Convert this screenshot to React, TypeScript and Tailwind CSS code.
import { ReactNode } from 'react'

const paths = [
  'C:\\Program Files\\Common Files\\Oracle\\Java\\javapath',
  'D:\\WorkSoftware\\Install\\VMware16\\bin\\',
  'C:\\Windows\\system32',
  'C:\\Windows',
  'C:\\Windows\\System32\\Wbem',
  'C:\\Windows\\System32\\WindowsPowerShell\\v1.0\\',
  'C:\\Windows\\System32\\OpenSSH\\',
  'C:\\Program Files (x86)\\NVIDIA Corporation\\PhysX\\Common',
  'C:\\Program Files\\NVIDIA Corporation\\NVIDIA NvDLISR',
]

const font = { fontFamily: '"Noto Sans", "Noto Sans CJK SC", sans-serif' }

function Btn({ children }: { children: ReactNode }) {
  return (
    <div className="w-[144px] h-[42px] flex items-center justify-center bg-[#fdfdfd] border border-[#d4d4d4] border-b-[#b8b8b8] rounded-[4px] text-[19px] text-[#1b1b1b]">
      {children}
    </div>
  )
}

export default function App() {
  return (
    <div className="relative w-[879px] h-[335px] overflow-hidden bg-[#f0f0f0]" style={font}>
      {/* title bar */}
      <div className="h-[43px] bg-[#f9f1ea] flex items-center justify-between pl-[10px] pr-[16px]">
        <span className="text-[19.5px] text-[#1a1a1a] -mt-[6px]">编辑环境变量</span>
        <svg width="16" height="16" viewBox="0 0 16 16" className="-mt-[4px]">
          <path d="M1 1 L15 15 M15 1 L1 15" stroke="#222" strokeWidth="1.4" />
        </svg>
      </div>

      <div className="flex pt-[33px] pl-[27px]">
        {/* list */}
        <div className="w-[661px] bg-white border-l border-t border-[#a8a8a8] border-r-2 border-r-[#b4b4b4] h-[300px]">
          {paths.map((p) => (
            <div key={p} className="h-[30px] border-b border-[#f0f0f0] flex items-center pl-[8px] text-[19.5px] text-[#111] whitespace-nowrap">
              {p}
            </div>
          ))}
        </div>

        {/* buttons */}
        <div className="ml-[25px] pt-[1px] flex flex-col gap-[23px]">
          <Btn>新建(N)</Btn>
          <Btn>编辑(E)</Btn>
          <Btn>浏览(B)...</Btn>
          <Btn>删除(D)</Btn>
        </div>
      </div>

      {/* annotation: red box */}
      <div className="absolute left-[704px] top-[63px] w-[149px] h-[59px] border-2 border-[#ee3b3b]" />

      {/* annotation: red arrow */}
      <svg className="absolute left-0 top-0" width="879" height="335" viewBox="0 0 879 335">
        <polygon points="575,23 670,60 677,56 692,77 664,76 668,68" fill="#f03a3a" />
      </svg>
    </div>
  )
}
--------
:: BRIEF ::
Each line of the material must be restated exactly.

:: RESPONSE ::
Convert this screenshot to React, TypeScript and Tailwind CSS code.
import { ReactNode } from 'react'

const paths = [
  'C:\\Program Files\\Common Files\\Oracle\\Java\\javapath',
  'D:\\WorkSoftware\\Install\\VMware16\\bin\\',
  'C:\\Windows\\system32',
  'C:\\Windows',
  'C:\\Windows\\System32\\Wbem',
  'C:\\Windows\\System32\\WindowsPowerShell\\v1.0\\',
  'C:\\Windows\\System32\\OpenSSH\\',
  'C:\\Program Files (x86)\\NVIDIA Corporation\\PhysX\\Common',
  'C:\\Program Files\\NVIDIA Corporation\\NVIDIA NvDLISR',
]

const font = { fontFamily: '"Noto Sans", "Noto Sans CJK SC", sans-serif' }

function Btn({ children }: { children: ReactNode }) {
  return (
    <div className="w-[144px] h-[42px] flex items-center justify-center bg-[#fdfdfd] border border-[#d4d4d4] border-b-[#b8b8b8] rounded-[4px] text-[19px] text-[#1b1b1b]">
      {children}
    </div>
  )
}

export default function App() {
  return (
    <div className="relative w-[879px] h-[335px] overflow-hidden bg-[#f0f0f0]" style={font}>
      {/* title bar */}
      <div className="h-[43px] bg-[#f9f1ea] flex items-center justify-between pl-[10px] pr-[16px]">
        <span className="text-[19.5px] text-[#1a1a1a] -mt-[6px]">编辑环境变量</span>
        <svg width="16" height="16" viewBox="0 0 16 16" className="-mt-[4px]">
          <path d="M1 1 L15 15 M15 1 L1 15" stroke="#222" strokeWidth="1.4" />
        </svg>
      </div>

      <div className="flex pt-[33px] pl-[27px]">
        {/* list */}
        <div className="w-[661px] bg-white border-l border-t border-[#a8a8a8] border-r-2 border-r-[#b4b4b4] h-[300px]">
          {paths.map((p) => (
            <div key={p} className="h-[30px] border-b border-[#f0f0f0] flex items-center pl-[8px] text-[19.5px] text-[#111] whitespace-nowrap">
              {p}
            </div>
          ))}
        </div>

        {/* buttons */}
        <div className="ml-[25px] pt-[1px] flex flex-col gap-[23px]">
          <Btn>新建(N)</Btn>
          <Btn>编辑(E)</Btn>
          <Btn>浏览(B)...</Btn>
          <Btn>删除(D)</Btn>
        </div>
      </div>

      {/* annotation: red box */}
      <div className="absolute left-[704px] top-[63px] w-[149px] h-[59px] border-2 border-[#ee3b3b]" />

      {/* annotation: red arrow */}
      <svg className="absolute left-0 top-0" width="879" height="335" viewBox="0 0 879 335">
        <polygon points="575,23 670,60 677,56 692,77 664,76 668,68" fill="#f03a3a" />
      </svg>
    </div>
  )
}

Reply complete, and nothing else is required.